Bullitt himself got back to Paris on March 25, and that evening he went to see House. Both men knew that it would take a struggle to put over what amounted to a de facto recognition of Soviet Russia, but both seem to have thought that it was the only intelligent course. Bullitt filed a final report which was sent on to Wilson. The Soviet regime, it said, had come to stay; and the peace conference should make proposals similar to the ones which the Soviet government had indicated it was ready to accept. Steffens submitted a report to much the same effect. He made it clear that, in his view, the revolution in Russia was over. “The present Russian Government,” Steffens wrote, “is the most autocratic government I have ever seen.” In a world that still tended to equate Bolshevism with anarchy and instability, Bullitt and Steffens were providing needed information.
The day following Bullitt’s return, he and House set out to put over the plan. Bullitt conferred at length with the American peace commissioners. House attempted to deal with the President, who had by this time returned to Paris. But Wilson did not wish to take up the Russian question at the moment. He had, he said, a “one track mind,” and it was preoccupied with other matters. The Council of Four was now meeting daily in secret sessions; a crisis over the terms of the treaty with Germany was rapidly approaching. To make things worse, Wilson was at this time increasingly unwell.
Unable to get an appointment for Bullitt with Wilson, House made arrangements for him to meet with Lloyd George and other British statesmen. Bullitt had breakfast with the Prime Minister on March 27. To Bullitt, he seemed greatly impressed with the necessity of making peace with the Soviet government, but worried about public opinion in England. An editorial in the London Daily Mail had attacked any attempt to accredit “an evil thing known as Bolshevism.” Lloyd George showed the editorial to Bullitt and asked: “As long as the British press is doing this kind of thing how can you expect me to be sensible about Russia?” Questioned in the House of Commons some three weeks later about rumors that diplomatic approaches had been made to the Soviets, Lloyd George replied: “We have had no approaches at all … I think I know what my right honorable friend refers to. There was some suggestion that a young American had come back from Russia with a communication. It is not for me to judge the value of this communication, but if the President of the United States had attached any value to it he would have brought it before the conference, and he certainly did not.”

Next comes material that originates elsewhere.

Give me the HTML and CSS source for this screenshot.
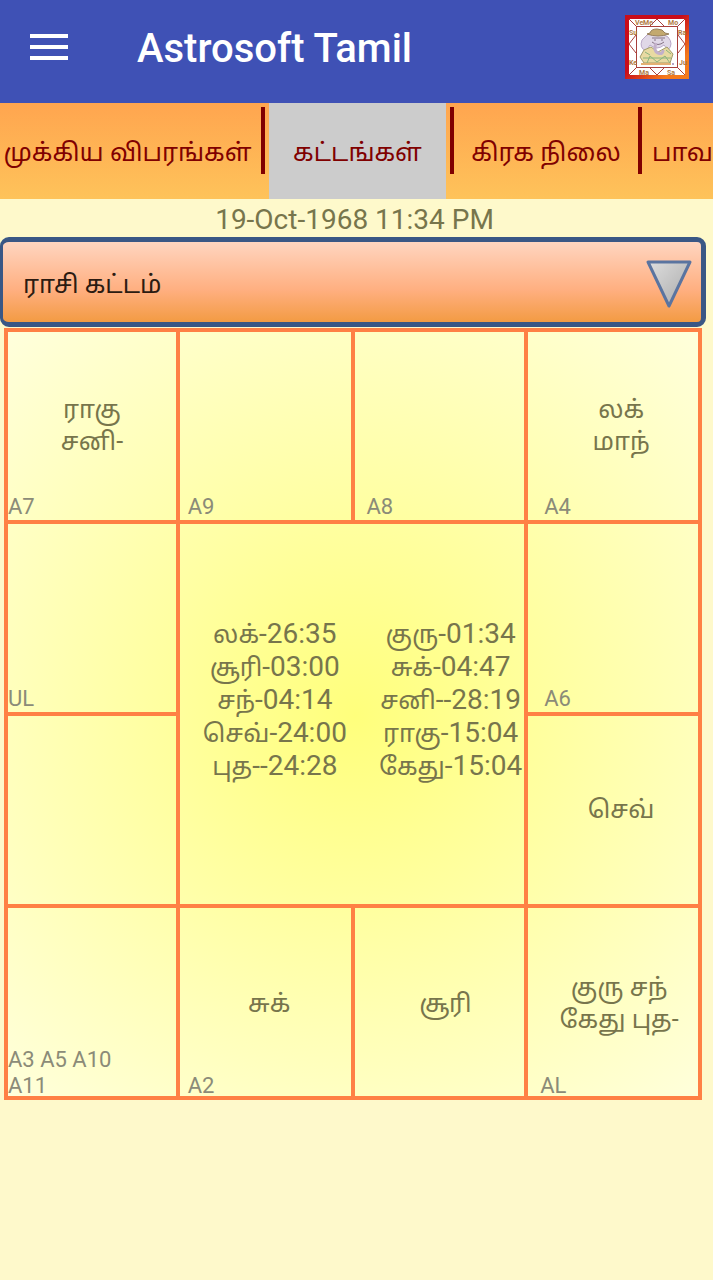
FILE: index.html
```html
<!DOCTYPE html>
<html lang="ta">
<head>
<meta charset="utf-8">
<meta name="viewport" content="width=device-width, initial-scale=1">
<title>Astrosoft Tamil</title>
<link rel="stylesheet" href="styles.css">
</head>
<body>
<header class="app-bar">
  <button class="menu-button" type="button" aria-label="Menu">
    <svg width="38" height="26" viewBox="0 0 38 26" aria-hidden="true"><path d="M0 2h38M0 13h38M0 24h38" stroke="#fff" stroke-width="4"/></svg>
  </button>
  <h1 class="app-title">Astrosoft Tamil</h1>
  <svg class="logo" viewBox="0 0 64 64" role="img" aria-label="Astrosoft">
    <defs>
      <linearGradient id="frame" x1="0" y1="0" x2="1" y2="1">
        <stop offset="0.45" stop-color="#c80d1a"/><stop offset="0.8" stop-color="#f47a1c"/>
      </linearGradient>
    </defs>
    <rect width="64" height="64" fill="url(#frame)"/>
    <rect x="4" y="4" width="56" height="56" fill="#fff"/>
    <g fill="none" stroke="#a8403c" stroke-width="1">
      <rect x="11.500" y="11.500" width="41" height="41"/>
      <path d="M4 4l8 8M60 4l-8 8M4 60l8-8M60 60l-8-8M25 11l7-7 7 7M25 53l7 7 7-7M11 20l-7 9 7 9M53 20l7 9-7 9"/>
    </g>
    <g class="logo-text">
      <text x="10" y="10">Ve</text><text x="18" y="10">Me</text><text x="43" y="10">Mo</text>
      <text x="4" y="20">Su</text><text x="53" y="20">Ra</text>
      <text x="4" y="50">Ke</text><text x="54" y="50">Ju</text>
      <text x="14" y="60">Ma</text><text x="42" y="60">Sa</text>
    </g>
    <g opacity="0.8">
      <path d="M17 25q-3 8 4 11l4-6q7 6 14 0l4 5q6-6 0-13-11-7-21-2z" fill="#d9cfe2" stroke="#a893bb"/>
      <path d="M25 18q1-4 7-4t8 4l4 1q-11 4-22 0z" fill="#b5944c" stroke="#7d6034"/>
      <path d="M27 23h13M27 27q6 5 12 0M29 25h2m5 0h2" fill="none" stroke="#665067"/>
      <path d="M19 35l7-3 7 5 9-5 6 7-3 9H19l-4-6z" fill="#e3d18c" stroke="#8b8446"/>
      <path d="M18 43h28M22 48l3-7 7 6 8-6 5 7M20 37l5 3m16-5 5 4" fill="none" stroke="#6fa25d" stroke-width="1"/>
      <path d="M31 28q-3 8 2 10t5-3" fill="none" stroke="#b39dbe" stroke-width="3"/>
      <path d="M16 49h30" stroke="#de9e51" stroke-width="2"/>
      <circle cx="48" cy="49" r="1" fill="#8668a3"/>
    </g>
  </svg>
</header>

<nav class="tabs">
  <button class="tab tab-details" type="button">முக்கிய விபரங்கள்</button>
  <button class="tab tab-charts" type="button" aria-current="page">கட்டங்கள்</button>
  <button class="tab tab-planets" type="button">கிரக நிலை</button>
  <button class="tab tab-bhava" type="button">பாவ</button>
</nav>

<main>
  <p class="birth-time">19-Oct-1968 11:34 PM</p>
  <div class="picker">
    <select class="picker-select" aria-label="கட்டம்"><option>ராசி கட்டம்</option></select>
    <svg class="picker-arrow" width="46" height="50" viewBox="0 0 46 50" aria-hidden="true">
      <defs><linearGradient id="arrow" x1="0" y1="0" x2="1" y2="1"><stop offset="0" stop-color="#dedede"/><stop offset="1" stop-color="#a9a9a9"/></linearGradient></defs>
      <path d="M2 3h42L23 47z" fill="url(#arrow)" stroke="#5a74a0" stroke-width="3" stroke-linejoin="round"/>
    </svg>
  </div>

  <section class="chart">
    <div class="cell"><p class="planets">ராகு<br>சனி-</p><p class="pada">A7</p></div>
    <div class="cell second"><p class="pada">A9</p></div>
    <div class="cell third"><p class="pada">A8</p></div>
    <div class="cell fourth"><p class="planets">லக்<br>மாந்</p><p class="pada">A4</p></div>
    <div class="cell"><p class="pada">UL</p></div>
    <div class="cell degrees">
      <ul class="degree-list">
        <li>லக்<span class="degree">-26:35</span></li>
        <li>சூரி<span class="degree">-03:00</span></li>
        <li>சந்<span class="degree">-04:14</span></li>
        <li>செவ்<span class="degree">-24:00</span></li>
        <li>புத<span class="degree">--24:28</span></li>
      </ul>
      <ul class="degree-list">
        <li>குரு<span class="degree">-01:34</span></li>
        <li>சுக்<span class="degree">-04:47</span></li>
        <li>சனி<span class="degree">--28:19</span></li>
        <li>ராகு<span class="degree">-15:04</span></li>
        <li>கேது<span class="degree">-15:04</span></li>
      </ul>
    </div>
    <div class="cell fourth"><p class="pada">A6</p></div>
    <div class="cell"></div>
    <div class="cell fourth"><p class="planets">செவ்</p></div>
    <div class="cell bottom"><p class="pada">A3 A5 A10<br>A11</p></div>
    <div class="cell bottom second"><p class="planets">சுக்</p><p class="pada">A2</p></div>
    <div class="cell bottom third"><p class="planets">சூரி</p></div>
    <div class="cell bottom last"><p class="planets">குரு சந்<br>கேது புத-</p><p class="pada">AL</p></div>
  </section>
</main>
</body>
</html>
```
FILE: styles.css
```css
* { box-sizing: border-box; }

body {
  margin: 0;
  min-height: 100vh;
  overflow-x: hidden;
  background: #fef9cb;
  color: #77754c;
  font-family: Roboto, "Noto Sans Tamil", "Noto Sans", sans-serif;
  font-size: 25px;
}

p, h1 { margin: 0; }

button, select { font: inherit; }

.app-bar {
  display: flex;
  align-items: center;
  height: 103px;
  padding: 0 24px 10px 30px;
  background: #3f51b5;
}

.menu-button {
  display: flex;
  padding: 0;
  border: 0;
  background: none;
}

.app-title {
  flex: 1;
  margin-left: 69px;
  padding-top: 4px;
  color: #fff;
  font-size: 40px;
  font-weight: 500;
  line-height: 48px;
}

.logo { width: 64px; height: 64px; }

.logo-text {
  fill: #ae793e;
  font-size: 7px;
  font-weight: 700;
}

.tabs {
  display: flex;
  height: 96px;
  overflow: hidden;
  background: linear-gradient(#ffa54f, #fec35a);
}

.tab {
  flex: none;
  padding: 6px 0 0;
  border: 0;
  background: linear-gradient(#800000, #800000) no-repeat right 4px top 4px / 4px 67px;
  color: #800000;
  white-space: nowrap;
}

.tab-details { width: 269px; padding-right: 14px; }
.tab-charts { width: 177px; background: #ccc; }
.tab-planets {
  width: 200px;
  background:
    linear-gradient(#800000, #800000) no-repeat left 4px top 4px / 4px 67px,
    linear-gradient(#800000, #800000) no-repeat right 4px top 4px / 4px 67px;
}
.tab-bhava { padding-left: 6px; background: none; }

.birth-time {
  padding: 2px 4px 0 0;
  height: 38px;
  font-size: 28px;
  line-height: 38px;
  text-align: center;
}

.picker {
  display: flex;
  align-items: center;
  position: relative;
  height: 90px;
  margin-right: 7px;
}

.picker-select {
  width: 100%;
  height: 100%;
  padding: 4px 70px 0 20px;
  appearance: none;
  border: 5px solid #3a5785;
  border-left-width: 3px;
  border-radius: 9px;
  background: linear-gradient(#ffd5c0, #ffaf80 60%, #f39b43);
  color: #2c1b11;
}

.picker-arrow {
  position: absolute;
  top: 22px;
  right: 14px;
  pointer-events: none;
}

.chart {
  display: grid;
  grid-template-columns: 172fr 175fr 174fr 174fr;
  grid-auto-rows: minmax(192px, auto);
  margin: 1px 11px 0 4px;
  border: solid #ff8045;
  border-width: 4px 0 0 4px;
  background: radial-gradient(circle farthest-corner, #ffff7c, #ffffdc);
}

.cell {
  display: grid;
  align-items: center;
  border: solid #ff8045;
  border-width: 0 4px 4px 0;
}

.cell > * { grid-area: 1 / 1; }

.planets {
  line-height: 32px;
  text-align: center;
}

.pada {
  align-self: end;
  color: #8b8b78;
  font-size: 22px;
  line-height: 26px;
}

.second { padding-left: 8px; }
.third { padding-left: 12px; }
.fourth { padding-left: 16px; }
.last { padding-left: 12px; }

.bottom .planets { padding-top: 4px; }
.bottom .pada { line-height: 26px; margin-bottom: -3px; }

.degrees {
  display: flex;
  grid-area: 2 / 2 / span 2 / span 2;
  justify-content: flex-end;
  gap: 32px;
  padding: 0 2px 30px 0;
  text-align: center;
  white-space: nowrap;
}

.degree-list {
  display: grid;
  grid-auto-rows: 33px;
  margin: 0;
  padding: 0;
  line-height: 33px;
  list-style: none;
}

.degree { font-size: 28px; }
```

Wilson, indeed, never brought Bullitt’s report before the conference; quite the contrary, when he turned his “one track mind” to the Russian question he ordered that the report be suppressed and kept secret. The newspapermen were left clutching at rumors. Though many projects tended to suffer a lingering death at the Hotel Grillon, Bullitt’s succumbed swiftly: for all practical purposes it was dead and abandoned within forty-eight hours after Bullitt’s return to Paris. It was replaced by a plan to supply Russia with food upon the conditions that all hostilities cease and that the Russian railroads be placed under the supervision of a relief commission. Early in May, the Soviet government turned the offer down, protesting that the true objectives of the plan were not humanitarian but political, and demanding instead full-fledged peace negotiations. That demand was to be ignored by the United States for fourteen years.